Tout aussi, les licences, taxes, pénalités et autres charges administratives, pourront-elles être payées par carte ou par voie électronique, peu importe la banque du titulaire de la carte. Ce, dans un environnement interopérable.
Selon les experts de la Banque centrale, le Switch monétique national devrait permettre au Gouvernement de la République d’atteindre son objectif de diversification des canaux et méthodes de paiement pour la perception et le paiement des taxes et impôts dus à l’Etat.

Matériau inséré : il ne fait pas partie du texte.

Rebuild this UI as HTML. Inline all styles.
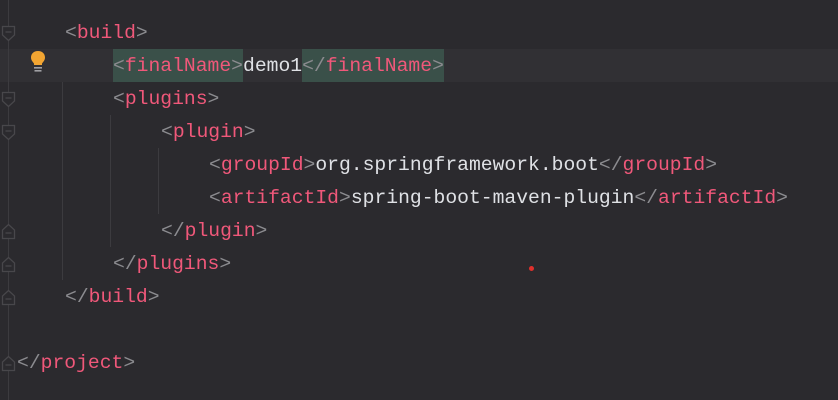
<!DOCTYPE html>
<html><head><style>
body{margin:0;width:838px;height:400px;background:#2b2a2e;overflow:hidden;position:relative;font-family:"Liberation Mono",monospace;font-size:19.7px;}
.l{position:absolute;height:33px;line-height:35px;white-space:pre;color:#dfe1e5}
.b{color:#8b8b8f}.t{color:#f0587a}
.h{background:#3a5049;display:inline-block;height:33px}
.cur{position:absolute;left:0;top:49px;width:838px;height:33px;background:#313034}
.g{position:absolute;width:1px;background:#3c3b3f}
.f{position:absolute;left:1px;width:15px;height:17px}
</style></head><body>
<div class="cur"></div>
<div class="g" style="left:8px;top:0;height:400px"></div>
<div class="g" style="left:62px;top:82px;height:198px"></div>
<div class="g" style="left:110px;top:115px;height:132px"></div>
<div class="g" style="left:158px;top:148px;height:66px"></div>
<svg class="f" style="top:25px" viewBox="0 0 15 17"><path d="M1.5 1.5H13.5V10L7.5 15.5L1.5 10Z M4.5 7H10.5" fill="#2b2a2e" stroke="#48474b" stroke-width="1.3"/></svg>
<svg class="f" style="top:91px" viewBox="0 0 15 17"><path d="M1.5 1.5H13.5V10L7.5 15.5L1.5 10Z M4.5 7H10.5" fill="#2b2a2e" stroke="#48474b" stroke-width="1.3"/></svg>
<svg class="f" style="top:124px" viewBox="0 0 15 17"><path d="M1.5 1.5H13.5V10L7.5 15.5L1.5 10Z M4.5 7H10.5" fill="#2b2a2e" stroke="#48474b" stroke-width="1.3"/></svg>
<svg class="f" style="top:223px" viewBox="0 0 15 17"><path d="M1.5 15.5H13.5V7L7.5 1.5L1.5 7Z M4.5 10H10.5" fill="#2b2a2e" stroke="#48474b" stroke-width="1.3"/></svg>
<svg class="f" style="top:256px" viewBox="0 0 15 17"><path d="M1.5 15.5H13.5V7L7.5 1.5L1.5 7Z M4.5 10H10.5" fill="#2b2a2e" stroke="#48474b" stroke-width="1.3"/></svg>
<svg class="f" style="top:289px" viewBox="0 0 15 17"><path d="M1.5 15.5H13.5V7L7.5 1.5L1.5 7Z M4.5 10H10.5" fill="#2b2a2e" stroke="#48474b" stroke-width="1.3"/></svg>
<svg class="f" style="top:355px" viewBox="0 0 15 17"><path d="M1.5 15.5H13.5V7L7.5 1.5L1.5 7Z M4.5 10H10.5" fill="#2b2a2e" stroke="#48474b" stroke-width="1.3"/></svg>
<svg style="position:absolute;left:29px;top:50px" width="18" height="24" viewBox="0 0 18 24"><path d="M9 1C4.5 1 2 4 2 7.5C2 10 3.5 11.5 5 13.5V15H13V13.5C14.5 11.5 16 10 16 7.5C16 4 13.5 1 9 1Z" fill="#f2a532"/><rect x="5" y="17" width="8" height="1.6" fill="#a0a0a4"/><rect x="5.5" y="20" width="7" height="1.6" fill="#a0a0a4"/></svg>
<div class="l" style="left:65px;top:16px"><span class="b">&lt;</span><span class="t">build</span><span class="b">&gt;</span></div>
<div class="l" style="left:113px;top:49px"><span class="h"><span class="b">&lt;</span><span class="t">finalName</span><span class="b">&gt;</span></span>demo1<span class="h"><span class="b">&lt;/</span><span class="t">finalName</span><span class="b">&gt;</span></span></div>
<div class="l" style="left:113px;top:82px"><span class="b">&lt;</span><span class="t">plugins</span><span class="b">&gt;</span></div>
<div class="l" style="left:161px;top:115px"><span class="b">&lt;</span><span class="t">plugin</span><span class="b">&gt;</span></div>
<div class="l" style="left:209px;top:148px"><span class="b">&lt;</span><span class="t">groupId</span><span class="b">&gt;</span>org.springframework.boot<span class="b">&lt;/</span><span class="t">groupId</span><span class="b">&gt;</span></div>
<div class="l" style="left:209px;top:181px"><span class="b">&lt;</span><span class="t">artifactId</span><span class="b">&gt;</span>spring-boot-maven-plugin<span class="b">&lt;/</span><span class="t">artifactId</span><span class="b">&gt;</span></div>
<div class="l" style="left:161px;top:214px"><span class="b">&lt;/</span><span class="t">plugin</span><span class="b">&gt;</span></div>
<div class="l" style="left:113px;top:247px"><span class="b">&lt;/</span><span class="t">plugins</span><span class="b">&gt;</span></div>
<div class="l" style="left:65px;top:280px"><span class="b">&lt;/</span><span class="t">build</span><span class="b">&gt;</span></div>
<div class="l" style="left:17px;top:346px"><span class="b">&lt;/</span><span class="t">project</span><span class="b">&gt;</span></div>
<div style="position:absolute;left:529px;top:266px;width:5px;height:5px;border-radius:50%;background:#e0302c"></div>
</body></html>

De même, l’Exécutif national et les agences internationales (PNUD, FAO, HCR, UNICEF) utiliseront les cartes de paiement notamment celles de type prépayé pour distribuer des fonds publics tels que les allocations de la Sécurité Sociale, les fonds de soutien à l’enfance, les allocations des populations déplacées et des réfugiés, les fonds destinés aux militaires, etc. Pour les initiateurs de cette réforme, ce processus est nettement moins couteux car exempté des frais de transport du cash vers les points de distribution et peu enclin à la fraude (bénéficiaire fictif ou illégitime) du fait de l’automatisation de bout en bout du système.
Bien plus, cette plateforme digitalisée des paiements, dans l’optique de l’inclusion financière, entrainera l’augmentation du nombre de comptes des transactions et contribuera à une réduction progressive du poids des services financiers informels.
Précisons que c’est dans le cadre du Projet de Modernisation du Système National des Paiements que la Banque Centrale du Congo, avec l’appui de la Banque mondiale, a signé un contrat avec la firme « BPC » pour la fourniture et l’implémentation d’une plateforme monétique et d’un centre de personnalisation des cartes pour la RDC.